● REQUIREMENTS
Reproduce all of the material word for word.

□ □ □ □ □ □ □

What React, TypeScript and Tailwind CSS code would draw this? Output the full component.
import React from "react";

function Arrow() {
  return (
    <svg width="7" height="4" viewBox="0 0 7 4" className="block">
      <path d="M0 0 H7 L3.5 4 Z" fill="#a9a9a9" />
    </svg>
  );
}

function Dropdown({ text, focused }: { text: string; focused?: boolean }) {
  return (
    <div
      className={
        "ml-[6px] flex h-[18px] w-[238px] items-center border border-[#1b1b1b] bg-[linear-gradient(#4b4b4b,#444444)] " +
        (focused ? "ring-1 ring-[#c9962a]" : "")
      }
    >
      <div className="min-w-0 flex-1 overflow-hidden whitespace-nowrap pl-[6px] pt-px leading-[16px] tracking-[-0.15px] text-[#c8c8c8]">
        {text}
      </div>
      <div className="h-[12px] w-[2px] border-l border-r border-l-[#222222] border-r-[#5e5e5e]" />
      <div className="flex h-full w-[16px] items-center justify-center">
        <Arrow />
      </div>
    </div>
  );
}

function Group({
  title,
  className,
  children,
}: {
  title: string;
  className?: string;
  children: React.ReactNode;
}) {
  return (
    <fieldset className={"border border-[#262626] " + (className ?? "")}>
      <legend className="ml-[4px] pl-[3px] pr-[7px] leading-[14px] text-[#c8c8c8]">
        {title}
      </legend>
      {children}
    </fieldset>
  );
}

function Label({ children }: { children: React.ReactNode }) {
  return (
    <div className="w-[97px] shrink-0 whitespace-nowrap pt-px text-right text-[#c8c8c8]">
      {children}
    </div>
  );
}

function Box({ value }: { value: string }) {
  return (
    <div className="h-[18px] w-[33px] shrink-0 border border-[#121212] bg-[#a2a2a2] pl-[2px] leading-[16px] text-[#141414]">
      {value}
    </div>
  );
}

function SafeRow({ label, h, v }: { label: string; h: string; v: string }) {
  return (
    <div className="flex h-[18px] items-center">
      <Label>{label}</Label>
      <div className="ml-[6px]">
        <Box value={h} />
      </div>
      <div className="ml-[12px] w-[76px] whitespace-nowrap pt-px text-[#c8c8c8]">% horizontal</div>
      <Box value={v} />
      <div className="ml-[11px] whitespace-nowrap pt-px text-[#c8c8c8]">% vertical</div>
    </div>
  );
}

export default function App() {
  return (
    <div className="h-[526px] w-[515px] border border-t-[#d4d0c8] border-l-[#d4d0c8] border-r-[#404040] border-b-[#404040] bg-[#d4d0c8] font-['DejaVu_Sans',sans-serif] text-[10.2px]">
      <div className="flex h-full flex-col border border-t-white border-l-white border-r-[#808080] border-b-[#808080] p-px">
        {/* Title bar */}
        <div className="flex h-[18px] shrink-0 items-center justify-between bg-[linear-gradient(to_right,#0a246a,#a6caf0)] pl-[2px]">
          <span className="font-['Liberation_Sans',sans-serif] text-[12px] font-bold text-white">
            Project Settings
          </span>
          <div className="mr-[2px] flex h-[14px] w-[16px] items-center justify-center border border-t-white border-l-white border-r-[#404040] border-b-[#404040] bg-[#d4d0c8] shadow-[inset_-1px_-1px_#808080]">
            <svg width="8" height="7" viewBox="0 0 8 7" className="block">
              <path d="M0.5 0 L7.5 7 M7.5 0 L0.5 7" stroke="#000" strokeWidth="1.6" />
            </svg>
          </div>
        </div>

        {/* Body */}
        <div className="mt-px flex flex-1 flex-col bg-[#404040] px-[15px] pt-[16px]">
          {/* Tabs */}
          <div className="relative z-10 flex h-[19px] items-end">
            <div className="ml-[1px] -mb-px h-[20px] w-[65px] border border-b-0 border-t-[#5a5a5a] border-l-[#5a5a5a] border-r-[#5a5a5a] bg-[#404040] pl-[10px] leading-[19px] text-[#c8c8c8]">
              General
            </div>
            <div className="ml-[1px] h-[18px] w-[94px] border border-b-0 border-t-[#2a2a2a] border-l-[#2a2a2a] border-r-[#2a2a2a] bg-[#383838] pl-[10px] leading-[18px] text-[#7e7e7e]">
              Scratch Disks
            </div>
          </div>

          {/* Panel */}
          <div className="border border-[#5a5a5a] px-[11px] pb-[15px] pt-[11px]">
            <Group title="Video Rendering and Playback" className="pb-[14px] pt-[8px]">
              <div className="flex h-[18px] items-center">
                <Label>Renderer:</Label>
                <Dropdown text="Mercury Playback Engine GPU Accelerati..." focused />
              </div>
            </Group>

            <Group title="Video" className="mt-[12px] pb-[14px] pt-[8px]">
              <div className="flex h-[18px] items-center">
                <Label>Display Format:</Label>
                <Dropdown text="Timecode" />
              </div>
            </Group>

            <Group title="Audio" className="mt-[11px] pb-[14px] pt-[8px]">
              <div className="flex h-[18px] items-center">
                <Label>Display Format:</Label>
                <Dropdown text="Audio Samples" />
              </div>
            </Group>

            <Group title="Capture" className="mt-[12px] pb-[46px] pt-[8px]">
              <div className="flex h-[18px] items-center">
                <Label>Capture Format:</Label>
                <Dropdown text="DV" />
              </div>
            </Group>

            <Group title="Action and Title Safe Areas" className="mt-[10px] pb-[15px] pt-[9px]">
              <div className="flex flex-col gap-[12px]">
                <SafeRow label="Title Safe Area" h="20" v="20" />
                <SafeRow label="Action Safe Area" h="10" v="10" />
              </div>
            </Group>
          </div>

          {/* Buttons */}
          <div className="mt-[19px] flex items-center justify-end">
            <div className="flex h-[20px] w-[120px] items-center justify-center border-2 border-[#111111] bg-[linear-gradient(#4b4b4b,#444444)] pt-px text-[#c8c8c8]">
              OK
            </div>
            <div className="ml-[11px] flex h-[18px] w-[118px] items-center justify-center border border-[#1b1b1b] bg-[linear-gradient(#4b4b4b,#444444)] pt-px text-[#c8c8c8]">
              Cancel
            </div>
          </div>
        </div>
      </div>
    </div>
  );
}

□ □ □ □ □ □ □

● RESPONSE
What React, TypeScript and Tailwind CSS code would draw this? Output the full component.
import React from "react";

function Arrow() {
  return (
    <svg width="7" height="4" viewBox="0 0 7 4" className="block">
      <path d="M0 0 H7 L3.5 4 Z" fill="#a9a9a9" />
    </svg>
  );
}

function Dropdown({ text, focused }: { text: string; focused?: boolean }) {
  return (
    <div
      className={
        "ml-[6px] flex h-[18px] w-[238px] items-center border border-[#1b1b1b] bg-[linear-gradient(#4b4b4b,#444444)] " +
        (focused ? "ring-1 ring-[#c9962a]" : "")
      }
    >
      <div className="min-w-0 flex-1 overflow-hidden whitespace-nowrap pl-[6px] pt-px leading-[16px] tracking-[-0.15px] text-[#c8c8c8]">
        {text}
      </div>
      <div className="h-[12px] w-[2px] border-l border-r border-l-[#222222] border-r-[#5e5e5e]" />
      <div className="flex h-full w-[16px] items-center justify-center">
        <Arrow />
      </div>
    </div>
  );
}

function Group({
  title,
  className,
  children,
}: {
  title: string;
  className?: string;
  children: React.ReactNode;
}) {
  return (
    <fieldset className={"border border-[#262626] " + (className ?? "")}>
      <legend className="ml-[4px] pl-[3px] pr-[7px] leading-[14px] text-[#c8c8c8]">
        {title}
      </legend>
      {children}
    </fieldset>
  );
}

function Label({ children }: { children: React.ReactNode }) {
  return (
    <div className="w-[97px] shrink-0 whitespace-nowrap pt-px text-right text-[#c8c8c8]">
      {children}
    </div>
  );
}

function Box({ value }: { value: string }) {
  return (
    <div className="h-[18px] w-[33px] shrink-0 border border-[#121212] bg-[#a2a2a2] pl-[2px] leading-[16px] text-[#141414]">
      {value}
    </div>
  );
}

function SafeRow({ label, h, v }: { label: string; h: string; v: string }) {
  return (
    <div className="flex h-[18px] items-center">
      <Label>{label}</Label>
      <div className="ml-[6px]">
        <Box value={h} />
      </div>
      <div className="ml-[12px] w-[76px] whitespace-nowrap pt-px text-[#c8c8c8]">% horizontal</div>
      <Box value={v} />
      <div className="ml-[11px] whitespace-nowrap pt-px text-[#c8c8c8]">% vertical</div>
    </div>
  );
}

export default function App() {
  return (
    <div className="h-[526px] w-[515px] border border-t-[#d4d0c8] border-l-[#d4d0c8] border-r-[#404040] border-b-[#404040] bg-[#d4d0c8] font-['DejaVu_Sans',sans-serif] text-[10.2px]">
      <div className="flex h-full flex-col border border-t-white border-l-white border-r-[#808080] border-b-[#808080] p-px">
        {/* Title bar */}
        <div className="flex h-[18px] shrink-0 items-center justify-between bg-[linear-gradient(to_right,#0a246a,#a6caf0)] pl-[2px]">
          <span className="font-['Liberation_Sans',sans-serif] text-[12px] font-bold text-white">
            Project Settings
          </span>
          <div className="mr-[2px] flex h-[14px] w-[16px] items-center justify-center border border-t-white border-l-white border-r-[#404040] border-b-[#404040] bg-[#d4d0c8] shadow-[inset_-1px_-1px_#808080]">
            <svg width="8" height="7" viewBox="0 0 8 7" className="block">
              <path d="M0.5 0 L7.5 7 M7.5 0 L0.5 7" stroke="#000" strokeWidth="1.6" />
            </svg>
          </div>
        </div>

        {/* Body */}
        <div className="mt-px flex flex-1 flex-col bg-[#404040] px-[15px] pt-[16px]">
          {/* Tabs */}
          <div className="relative z-10 flex h-[19px] items-end">
            <div className="ml-[1px] -mb-px h-[20px] w-[65px] border border-b-0 border-t-[#5a5a5a] border-l-[#5a5a5a] border-r-[#5a5a5a] bg-[#404040] pl-[10px] leading-[19px] text-[#c8c8c8]">
              General
            </div>
            <div className="ml-[1px] h-[18px] w-[94px] border border-b-0 border-t-[#2a2a2a] border-l-[#2a2a2a] border-r-[#2a2a2a] bg-[#383838] pl-[10px] leading-[18px] text-[#7e7e7e]">
              Scratch Disks
            </div>
          </div>

          {/* Panel */}
          <div className="border border-[#5a5a5a] px-[11px] pb-[15px] pt-[11px]">
            <Group title="Video Rendering and Playback" className="pb-[14px] pt-[8px]">
              <div className="flex h-[18px] items-center">
                <Label>Renderer:</Label>
                <Dropdown text="Mercury Playback Engine GPU Accelerati..." focused />
              </div>
            </Group>

            <Group title="Video" className="mt-[12px] pb-[14px] pt-[8px]">
              <div className="flex h-[18px] items-center">
                <Label>Display Format:</Label>
                <Dropdown text="Timecode" />
              </div>
            </Group>

            <Group title="Audio" className="mt-[11px] pb-[14px] pt-[8px]">
              <div className="flex h-[18px] items-center">
                <Label>Display Format:</Label>
                <Dropdown text="Audio Samples" />
              </div>
            </Group>

            <Group title="Capture" className="mt-[12px] pb-[46px] pt-[8px]">
              <div className="flex h-[18px] items-center">
                <Label>Capture Format:</Label>
                <Dropdown text="DV" />
              </div>
            </Group>

            <Group title="Action and Title Safe Areas" className="mt-[10px] pb-[15px] pt-[9px]">
              <div className="flex flex-col gap-[12px]">
                <SafeRow label="Title Safe Area" h="20" v="20" />
                <SafeRow label="Action Safe Area" h="10" v="10" />
              </div>
            </Group>
          </div>

          {/* Buttons */}
          <div className="mt-[19px] flex items-center justify-end">
            <div className="flex h-[20px] w-[120px] items-center justify-center border-2 border-[#111111] bg-[linear-gradient(#4b4b4b,#444444)] pt-px text-[#c8c8c8]">
              OK
            </div>
            <div className="ml-[11px] flex h-[18px] w-[118px] items-center justify-center border border-[#1b1b1b] bg-[linear-gradient(#4b4b4b,#444444)] pt-px text-[#c8c8c8]">
              Cancel
            </div>
          </div>
        </div>
      </div>
    </div>
  );
}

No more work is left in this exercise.